The plans each look at the average cost of fee-for-service Medicare in each county, and they get a chance to bid each year against those average costs and they always bid much less. In the highest cost counties for fee-for-service, even this year’s MedPac report shows that many MA plans are bidding 40 percent less.
The actual capitation that is paid to the plans each month is legitimately based on the actual average cost of care for fee-for-service Medicare in every county. That is a good, useful and important number and when we are looking at how much we are spending on each program, that average number is a very legitimate benchmark for figuring out if we are getting a good deal financially for the program.
They actually label that the benchmark process and it creates the benchmark prices that are used for enrollees in each county.
The capitation money the plans are paid each month is used by the plans to provide care, and the plans can be very flexible in how they use that money. The plans have to provide the basic set of Medicare benefits and they also need to do some defined and expected levels of quality and service reporting for that money, but they can use it in very flexible ways to provide care to their members.
They can use that money to provide additional levels of care and they can also use any and all legal caregivers available to them to serve their members in the process.
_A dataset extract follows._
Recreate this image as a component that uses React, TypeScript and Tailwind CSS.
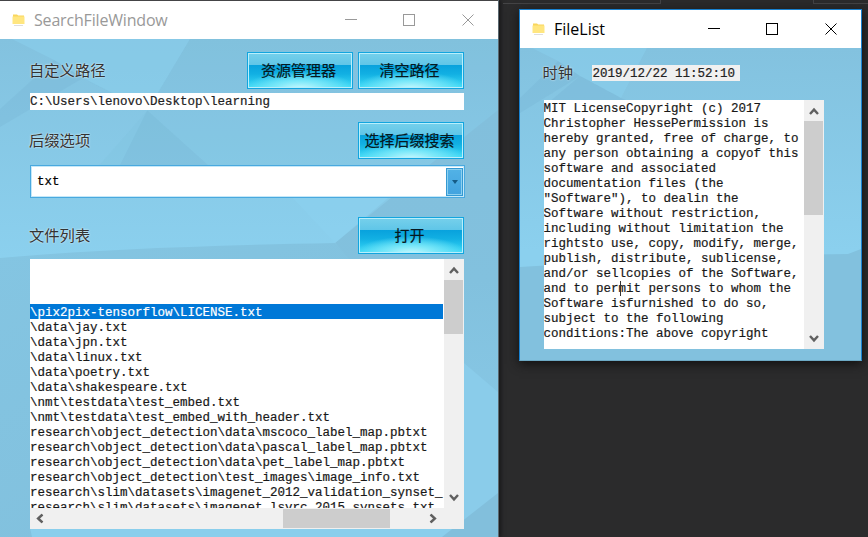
import type { ReactNode } from "react";

const files = [
  "",
  "",
  "",
  "\\pix2pix-tensorflow\\LICENSE.txt",
  "\\data\\jay.txt",
  "\\data\\jpn.txt",
  "\\data\\linux.txt",
  "\\data\\poetry.txt",
  "\\data\\shakespeare.txt",
  "\\nmt\\testdata\\test_embed.txt",
  "\\nmt\\testdata\\test_embed_with_header.txt",
  "research\\object_detection\\data\\mscoco_label_map.pbtxt",
  "research\\object_detection\\data\\pascal_label_map.pbtxt",
  "research\\object_detection\\data\\pet_label_map.pbtxt",
  "research\\object_detection\\test_images\\image_info.txt",
  "research\\slim\\datasets\\imagenet_2012_validation_synset_",
  "research\\slim\\datasets\\imagenet_lsvrc_2015_synsets.txt",
];

const license = [
  "MIT LicenseCopyright (c) 2017",
  "Christopher HessePermission is",
  "hereby granted, free of charge, to",
  "any person obtaining a copyof this",
  "software and associated",
  "documentation files (the",
  "\"Software\"), to dealin the",
  "Software without restriction,",
  "including without limitation the",
  "rightsto use, copy, modify, merge,",
  "publish, distribute, sublicense,",
  "and/or sellcopies of the Software,",
  "and to permit persons to whom the",
  "Software isfurnished to do so,",
  "subject to the following",
  "conditions:The above copyright",
];

const mono =
  "font-['Liberation_Mono','Noto_Sans_CJK_SC',monospace] text-[12.5px] leading-[15px] whitespace-pre [-webkit-text-stroke:0.2px_currentColor]";

function Folder() {
  return (
    <svg width="14" height="14" viewBox="0 0 14 14" className="shrink-0">
      <path d="M1 1.5h4l1.2 1H12v8.5H1z" fill="#f9d65c" />
      <path d="M.5 3.5h12v7.5H.5z" fill="#ffe680" />
      <path d="M2 12.5h9" stroke="#dedede" />
    </svg>
  );
}

function TitleBar({ title, active }: { title: string; active?: boolean }) {
  return (
    <div className={`flex h-[38px] shrink-0 items-center bg-white pl-3 ${active ? "text-black" : "text-[#999]"}`}>
      <Folder />
      <span
        className={`ml-2 flex-1 pb-px font-['Open_Sans',sans-serif] text-[16px] leading-5 ${active ? "" : "tracking-[-0.18px]"}`}
      >
        {title}
      </span>
      <svg width="156" height="38" fill="none" stroke="currentColor" className="shrink-0">
        <path d="M3 18.5h12M61.5 13.5h11v11h-11z" shapeRendering="crispEdges" />
        <path d="M120.5 13.5l11 11m0-11l-11 11" />
      </svg>
    </div>
  );
}

function SearchBackdrop() {
  return (
    <svg viewBox="0 0 498 498" className="col-start-1 row-start-1 h-full w-full">
      <defs>
        <linearGradient id="sky" x1="0" y1="0" x2="0" y2="219" gradientUnits="userSpaceOnUse">
          <stop offset="0" stopColor="#83c2df" />
          <stop offset="1" stopColor="#8bd0ee" />
        </linearGradient>
        <linearGradient id="ground" x1="0" y1="0" x2="1" y2="1">
          <stop offset="0" stopColor="#84c5e2" />
          <stop offset="1" stopColor="#80bedb" />
        </linearGradient>
        <linearGradient id="side" x1="0" y1="0" x2="0" y2="1">
          <stop offset="0" stopColor="#82bfdc" />
          <stop offset=".4" stopColor="#82c1de" />
          <stop offset="1" stopColor="#8accea" />
        </linearGradient>
      </defs>
      <path fill="url(#sky)" d="M0 0h498v498H0z" />
      <path fill="#8acfed" opacity=".55" d="M12 0h93L54 21zM105 0h85l-43 72-64-33-29-18z" />
      <path fill="#74afcf" opacity=".25" d="M83 39L0 88V70l54-49z" />
      <path fill="#74afcf" opacity=".25" d="M83 39l65 33 60 54h-88l27-54z" />
      <path fill="#7cbad7" opacity=".15" d="M190 0h308v75l-110 84-300-20 59-67z" />
      <path fill="url(#ground)" d="M0 219q120-11 335-15l18 17 145 50v227H0z" />
      <path fill="url(#side)" d="M335 204l53-45L498 71v427L350 221z" />
      <path fill="#8cd1ef" opacity=".5" d="M262 126h170l-97 78z" />
      <path fill="#8accea" d="M464 324l34 29v107l-34 24z" />
      <path fill="#8aceec" d="M30 489h435l33-29v38H32z" />
      <path fill="#82bfdc" d="M442 498l56-44v44z" />
    </svg>
  );
}

function FileBackdrop() {
  return (
    <svg viewBox="0 0 341 312" className="col-start-1 row-start-1 h-full w-full">
      <defs>
        <linearGradient id="fileSky" x1="0" y1="0" x2="0" y2="1">
          <stop offset="0" stopColor="#83c2df" />
          <stop offset=".65" stopColor="#8bd0ee" />
        </linearGradient>
      </defs>
      <path fill="url(#fileSky)" d="M0 0h341v312H0z" />
      <path fill="#8acfed" opacity=".5" d="M12 0h93L38 13zM105 0h22l-26 50-41-22-22-15z" />
      <path fill="#74afcf" opacity=".28" d="M60 28L0 65V50l38-37z" />
      <path fill="#74afcf" opacity=".3" d="M60 28l41 22 10 4H29z" />
      <path fill="#82c1de" d="M0 219l180-11 148-2 13-5v111H0z" />
    </svg>
  );
}

function GlossyButton({ children }: { children: ReactNode }) {
  return (
    <button className="flex h-[37px] w-[106px] shrink-0 items-center justify-center border border-[#12a5df] bg-[radial-gradient(ellipse_55%_52%_at_50%_104%,#d0fbff_0%,#7ce8f9_45%,transparent_100%),linear-gradient(180deg,#76d0eb_0%,#60c6e8_33%,#08a2dd_35%,#12b0e3_60%,#3cdcf8_100%)] pr-[3px] pb-[2px] font-['Noto_Sans_CJK_SC',sans-serif] text-[15px] leading-none text-[#061820] shadow-[inset_0_0_0_1px_#b8effc] [-webkit-text-stroke:0.2px_#061820]">
      {children}
    </button>
  );
}

function Chevron({ className = "" }: { className?: string }) {
  return (
    <svg width="10" height="9" viewBox="0 0 10 9" fill="none" stroke="#606060" strokeWidth="2.4" className={className}>
      <path d="M1 7l4-4.4L9 7" />
    </svg>
  );
}

function VerticalBar({ thumb }: { thumb: string }) {
  return (
    <div className="flex w-5 shrink-0 flex-col items-center bg-[#f0f0f0]">
      <div className="flex h-[21px] shrink-0 items-center pt-0.5">
        <Chevron />
      </div>
      <div className={`mr-px w-[19px] shrink-0 bg-[#cdcdcd] ${thumb}`} />
      <div className="flex-1" />
      <div className="flex h-[21px] items-center">
        <Chevron className="rotate-180" />
      </div>
    </div>
  );
}

function Label({ children }: { children: ReactNode }) {
  return (
    <span className="-ml-px flex-1 pb-[4px] font-['Noto_Sans_CJK_SC',sans-serif] text-[15.3px] leading-5 text-[#333] [text-shadow:0_0_2px_#fff]">
      {children}
    </span>
  );
}

function SearchWindow() {
  return (
    <section className="flex h-[537px] w-[498px] shrink-0 flex-col border-t border-[#444446] bg-white shadow-[1px_0_0_#5a6870,3px_0_4px_#18181a]">
      <TitleBar title="SearchFileWindow" />
      <div className="grid h-[498px] grid-cols-1 grid-rows-1">
        <SearchBackdrop />
        <div className="col-start-1 row-start-1 flex flex-col pt-[13px] pr-[34px] pl-[30px]">
          <div className="flex h-[37px] items-center gap-[5px]">
            <Label>自定义路径</Label>
            <GlossyButton>资源管理器</GlossyButton>
            <GlossyButton>清空路径</GlossyButton>
          </div>
          <div className={`mt-[4px] h-[17px] bg-white pt-[2px] text-[#222] ${mono}`}>C:\Users\lenovo\Desktop\learning</div>
          <div className="mt-[12px] flex h-[37px] items-center">
            <Label>后缀选项</Label>
            <GlossyButton>选择后缀搜索</GlossyButton>
          </div>
          <div className="mt-[6px] -mr-px flex h-[33px] items-center border border-[#49a9df] bg-white pr-px pl-[6px] shadow-[inset_0_0_0_1px_#c5e8f8]">
            <span className={`flex-1 pt-[2px] ${mono}`}>txt</span>
            <span className="flex h-[28px] w-[17px] items-center justify-center border border-[#3499d2] bg-linear-to-b from-[#52b2e6] to-[#42a3df] shadow-[inset_0_0_0_1px_#8dd0f0]">
              <svg width="6" height="4">
                <path d="M0 0h6L3 4z" fill="#155b86" />
              </svg>
            </span>
          </div>
          <div className="mt-[19px] flex h-[37px] items-center">
            <Label>文件列表</Label>
            <GlossyButton>打开</GlossyButton>
          </div>
          <div className="mt-[5px] flex h-[270px] flex-col bg-white">
            <div className="flex h-[249px]">
              <div className={`w-[414px] overflow-hidden ${mono}`}>
                {files.map((file, i) => (
                  <div key={i} className={`mr-px h-[15px] pt-[2px] ${i === 3 ? "bg-[#0078d7] text-white" : "text-[#181818]"}`}>
                    {file}
                  </div>
                ))}
              </div>
              <VerticalBar thumb="h-[54px]" />
            </div>
            <div className="flex h-[21px] items-center bg-[#f0f0f0] pr-[26px] pl-[5px]">
              <Chevron className="-rotate-90" />
              <div className="ml-[238px] h-[19px] w-[107px] bg-[#cdcdcd]" />
              <div className="flex-1" />
              <Chevron className="rotate-90" />
            </div>
          </div>
        </div>
      </div>
    </section>
  );
}

function FileWindow() {
  return (
    <section className="mt-[9px] ml-[21px] flex h-[352px] w-[343px] shrink-0 flex-col border border-[#1881d0] border-b-[#6daac5] shadow-[0_3px_10px_#111]">
      <TitleBar title="FileList" active />
      <div className="grid h-[312px] grid-cols-1 grid-rows-1">
        <FileBackdrop />
        <div className="col-start-1 row-start-1 flex flex-col pt-[17px] pl-[23.5px]">
          <div className="flex h-4 items-center">
            <div className="flex w-12">
              <Label>时钟</Label>
            </div>
            <div className={`h-[16px] w-[148px] bg-[#f0f0f0] pt-[2px] pl-px text-[#222] ${mono}`}>2019/12/22 11:52:10</div>
          </div>
          <div className="mt-[19px] flex h-[249px] w-[280px] bg-white">
            <div className={`relative flex-1 overflow-hidden pt-[2px] text-[#181818] ${mono}`}>
              {license.map((line) => (
                <div key={line}>{line}</div>
              ))}
              <span className="absolute top-[181px] left-[76px] h-[15px] w-px bg-[#333]" />
            </div>
            <VerticalBar thumb="h-[94px]" />
          </div>
        </div>
      </div>
    </section>
  );
}

export default function App() {
  return (
    <main className="flex h-[537px] w-[868px] items-start overflow-hidden bg-[#2b2b2c]">
      <SearchWindow />
      <div className="flex flex-1 flex-col">
        <div className="-mb-1 ml-[5px] flex h-1 justify-between">
          <div className="w-[158px] border-r border-b border-[#444446]" />
          <div className="w-[55px] border-b border-l border-[#444446]" />
        </div>
        <FileWindow />
      </div>
    </main>
  );
}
A MA plan might send a nurse into a home to help with a diabetic patient or to help avert a potential congestive heart failure crisis, and they can pay that nurse to provide that care from the capitation paid to the plans. Fee-for-service Medicare does not pay for those nurses or for those sites of care — and fee-for-service Medicare would even accuse, charge and possibly indict that nurse for Medicare billing fraud if the nurse performed those same services and then sent a bill to Medicare for their time and efforts.
Quality Reporting in MA vs FFS
So MA patients tend to have both better care and more flexible care at several levels compared to fee-for-service Medicare patients. The plans also have quality reporting and expectations that do not exist at any level today in fee-for-service Medicare and that makes the MedPac comment in the report about the quality differences being completely non-discernable are discernably wrong.
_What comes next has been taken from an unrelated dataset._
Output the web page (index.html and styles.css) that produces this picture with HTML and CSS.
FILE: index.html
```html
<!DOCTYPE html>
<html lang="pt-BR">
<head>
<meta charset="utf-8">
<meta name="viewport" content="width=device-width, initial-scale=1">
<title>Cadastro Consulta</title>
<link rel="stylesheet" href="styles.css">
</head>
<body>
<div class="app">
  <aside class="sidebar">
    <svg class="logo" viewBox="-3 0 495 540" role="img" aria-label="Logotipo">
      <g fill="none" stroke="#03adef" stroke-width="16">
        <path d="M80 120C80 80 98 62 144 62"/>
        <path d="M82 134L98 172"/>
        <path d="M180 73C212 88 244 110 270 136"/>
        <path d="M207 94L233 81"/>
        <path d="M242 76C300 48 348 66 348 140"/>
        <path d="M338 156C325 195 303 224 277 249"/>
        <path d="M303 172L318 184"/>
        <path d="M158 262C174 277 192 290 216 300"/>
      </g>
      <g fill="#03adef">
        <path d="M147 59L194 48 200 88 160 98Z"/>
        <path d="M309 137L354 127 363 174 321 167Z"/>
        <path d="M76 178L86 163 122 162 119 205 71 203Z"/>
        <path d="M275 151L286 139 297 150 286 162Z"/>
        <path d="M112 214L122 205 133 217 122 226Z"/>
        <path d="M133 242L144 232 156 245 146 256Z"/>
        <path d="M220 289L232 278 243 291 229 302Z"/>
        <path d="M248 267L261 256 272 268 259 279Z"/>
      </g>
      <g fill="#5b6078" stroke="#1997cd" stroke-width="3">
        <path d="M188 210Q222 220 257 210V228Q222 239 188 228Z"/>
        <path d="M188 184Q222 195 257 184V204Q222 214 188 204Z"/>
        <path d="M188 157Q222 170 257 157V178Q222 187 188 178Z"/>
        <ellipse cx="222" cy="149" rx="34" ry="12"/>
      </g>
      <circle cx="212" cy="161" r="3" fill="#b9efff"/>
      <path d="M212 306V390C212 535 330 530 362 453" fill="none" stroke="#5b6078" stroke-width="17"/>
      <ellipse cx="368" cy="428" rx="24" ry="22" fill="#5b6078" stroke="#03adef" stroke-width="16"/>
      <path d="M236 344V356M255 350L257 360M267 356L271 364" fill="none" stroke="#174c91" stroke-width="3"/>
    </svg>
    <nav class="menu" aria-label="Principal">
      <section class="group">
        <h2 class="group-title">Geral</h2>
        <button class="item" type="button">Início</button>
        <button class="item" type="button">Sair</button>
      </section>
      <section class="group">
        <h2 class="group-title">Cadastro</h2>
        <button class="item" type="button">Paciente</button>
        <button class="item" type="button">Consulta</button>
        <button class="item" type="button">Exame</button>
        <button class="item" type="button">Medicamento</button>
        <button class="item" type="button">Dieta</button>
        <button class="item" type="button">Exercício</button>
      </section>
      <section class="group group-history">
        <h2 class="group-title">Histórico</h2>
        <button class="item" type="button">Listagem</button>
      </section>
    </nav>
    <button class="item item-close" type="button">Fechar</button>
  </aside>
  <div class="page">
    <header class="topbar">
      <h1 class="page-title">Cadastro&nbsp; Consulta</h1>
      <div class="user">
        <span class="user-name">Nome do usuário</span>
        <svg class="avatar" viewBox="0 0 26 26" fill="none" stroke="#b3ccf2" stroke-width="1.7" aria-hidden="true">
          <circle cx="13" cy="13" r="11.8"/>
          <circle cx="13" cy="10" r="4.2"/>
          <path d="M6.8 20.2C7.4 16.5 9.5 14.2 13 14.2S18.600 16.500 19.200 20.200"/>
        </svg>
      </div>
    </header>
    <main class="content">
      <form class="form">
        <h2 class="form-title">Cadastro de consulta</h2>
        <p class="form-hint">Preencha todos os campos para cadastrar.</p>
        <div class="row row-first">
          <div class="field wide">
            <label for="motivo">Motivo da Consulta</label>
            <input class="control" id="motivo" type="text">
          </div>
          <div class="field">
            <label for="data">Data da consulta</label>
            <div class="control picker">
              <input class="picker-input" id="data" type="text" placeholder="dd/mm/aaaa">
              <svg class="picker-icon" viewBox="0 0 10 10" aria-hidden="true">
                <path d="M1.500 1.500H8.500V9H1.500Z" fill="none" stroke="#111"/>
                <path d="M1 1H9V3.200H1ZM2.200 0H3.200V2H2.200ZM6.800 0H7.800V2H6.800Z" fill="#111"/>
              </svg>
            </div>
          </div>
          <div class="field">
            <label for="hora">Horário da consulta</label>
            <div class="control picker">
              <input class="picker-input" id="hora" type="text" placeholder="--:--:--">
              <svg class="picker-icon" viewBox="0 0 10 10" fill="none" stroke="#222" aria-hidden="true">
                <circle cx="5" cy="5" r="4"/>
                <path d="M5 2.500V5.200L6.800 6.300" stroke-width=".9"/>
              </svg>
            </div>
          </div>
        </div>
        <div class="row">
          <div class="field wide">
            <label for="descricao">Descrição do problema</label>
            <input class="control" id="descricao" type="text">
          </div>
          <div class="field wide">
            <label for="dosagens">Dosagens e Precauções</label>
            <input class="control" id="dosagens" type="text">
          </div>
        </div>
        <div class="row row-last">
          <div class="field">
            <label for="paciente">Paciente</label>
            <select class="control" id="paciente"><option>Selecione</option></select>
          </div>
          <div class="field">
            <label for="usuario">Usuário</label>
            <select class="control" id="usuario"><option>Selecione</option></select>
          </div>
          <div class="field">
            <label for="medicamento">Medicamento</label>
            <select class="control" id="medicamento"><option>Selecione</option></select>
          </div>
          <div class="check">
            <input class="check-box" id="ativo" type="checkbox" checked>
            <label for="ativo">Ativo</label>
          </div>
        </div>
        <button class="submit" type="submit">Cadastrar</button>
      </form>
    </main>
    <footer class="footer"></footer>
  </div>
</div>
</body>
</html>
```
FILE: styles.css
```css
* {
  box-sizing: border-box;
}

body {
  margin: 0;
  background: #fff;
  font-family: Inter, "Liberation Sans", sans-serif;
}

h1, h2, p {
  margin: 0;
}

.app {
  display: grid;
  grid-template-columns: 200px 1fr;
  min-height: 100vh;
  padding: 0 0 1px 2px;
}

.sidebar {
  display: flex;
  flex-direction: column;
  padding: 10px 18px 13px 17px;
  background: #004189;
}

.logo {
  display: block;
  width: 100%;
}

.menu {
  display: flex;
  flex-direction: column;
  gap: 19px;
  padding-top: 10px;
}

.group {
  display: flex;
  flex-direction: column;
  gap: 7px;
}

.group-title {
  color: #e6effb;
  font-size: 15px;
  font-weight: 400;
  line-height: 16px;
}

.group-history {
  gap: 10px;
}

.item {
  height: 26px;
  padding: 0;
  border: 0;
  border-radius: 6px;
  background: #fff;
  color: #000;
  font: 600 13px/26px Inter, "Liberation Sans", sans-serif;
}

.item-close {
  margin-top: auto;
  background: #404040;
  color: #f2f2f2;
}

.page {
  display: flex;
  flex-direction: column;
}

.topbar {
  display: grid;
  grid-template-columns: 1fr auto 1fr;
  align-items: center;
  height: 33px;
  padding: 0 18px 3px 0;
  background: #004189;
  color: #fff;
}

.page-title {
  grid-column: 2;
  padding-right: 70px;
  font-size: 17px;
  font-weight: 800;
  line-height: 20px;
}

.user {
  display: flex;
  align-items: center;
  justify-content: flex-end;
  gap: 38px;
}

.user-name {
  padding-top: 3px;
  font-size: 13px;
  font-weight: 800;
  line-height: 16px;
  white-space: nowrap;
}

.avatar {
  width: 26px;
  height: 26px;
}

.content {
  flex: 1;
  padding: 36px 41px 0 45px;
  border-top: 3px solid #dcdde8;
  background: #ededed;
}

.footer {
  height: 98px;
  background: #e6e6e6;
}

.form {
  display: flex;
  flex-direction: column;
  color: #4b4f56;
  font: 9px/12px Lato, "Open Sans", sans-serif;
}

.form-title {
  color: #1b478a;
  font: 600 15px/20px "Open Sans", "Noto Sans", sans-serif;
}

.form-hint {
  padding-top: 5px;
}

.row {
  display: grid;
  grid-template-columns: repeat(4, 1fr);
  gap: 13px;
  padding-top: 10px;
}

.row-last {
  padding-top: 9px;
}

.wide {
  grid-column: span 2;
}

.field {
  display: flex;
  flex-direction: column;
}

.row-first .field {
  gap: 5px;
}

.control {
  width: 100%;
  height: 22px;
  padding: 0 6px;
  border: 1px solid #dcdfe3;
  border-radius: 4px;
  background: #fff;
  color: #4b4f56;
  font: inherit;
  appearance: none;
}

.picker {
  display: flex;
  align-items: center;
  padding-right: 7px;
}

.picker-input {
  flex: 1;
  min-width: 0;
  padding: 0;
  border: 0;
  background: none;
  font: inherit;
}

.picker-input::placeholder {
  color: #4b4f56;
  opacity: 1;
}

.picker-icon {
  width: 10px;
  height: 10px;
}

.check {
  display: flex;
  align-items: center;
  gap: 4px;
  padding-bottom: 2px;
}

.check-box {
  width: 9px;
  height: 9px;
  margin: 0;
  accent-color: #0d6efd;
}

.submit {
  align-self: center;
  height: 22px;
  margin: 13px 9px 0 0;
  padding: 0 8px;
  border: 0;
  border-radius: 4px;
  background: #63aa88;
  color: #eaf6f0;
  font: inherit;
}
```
We know from the current five-star reporting system that MA plans increased the percentage of cardiovascular patients who were receiving and using their statins from 80 percent to 83 percent even under Covid situations last year — and we know that the diabetics in MA plans lost ground on having their blood sugar controlled and the MA plans, on average, had that number with blood sugar controlled drop from 80 percent to 76 percent of the diabetic patients under the Covid year.
So, even though the plans did far better than fee-for-service Medicare in responding to the immediate care needs of their Covid patients, we know that they lost some ground on some levels of care during that time.
Fee-for-service Medicare, by contrast, actually does not have one single quality measure.
None.
Fee-for-service Medicare simply does not do any quality improvement programs. They also don’t set any quality goals, and fee-for-service Medicare does not support or pay for team care or for medical information pooling and linkages for their patients for use in care quality activities for their caregivers.
The MedPac staff wrote again in their report about the status of MA that they could not comment on the quality of care in fee-for-service Medicare compared to MA because they have no data for those fee-based patients, which means that it is impossible and wrong for MedPac to comment on the comparative quality of care. They believe and they say that clear deficit in quality data that exists for fee-for-service care sites and those caregivers should not cause anyone to conclude anything about the relative quality of the two programs, or should be a reflection in any way on any part of the fee-for-service Medicare, because that would be “unfair to fee-for-service Medicare” to point that data issue out in any public way.
That avoidance of the quality issue is just wrong.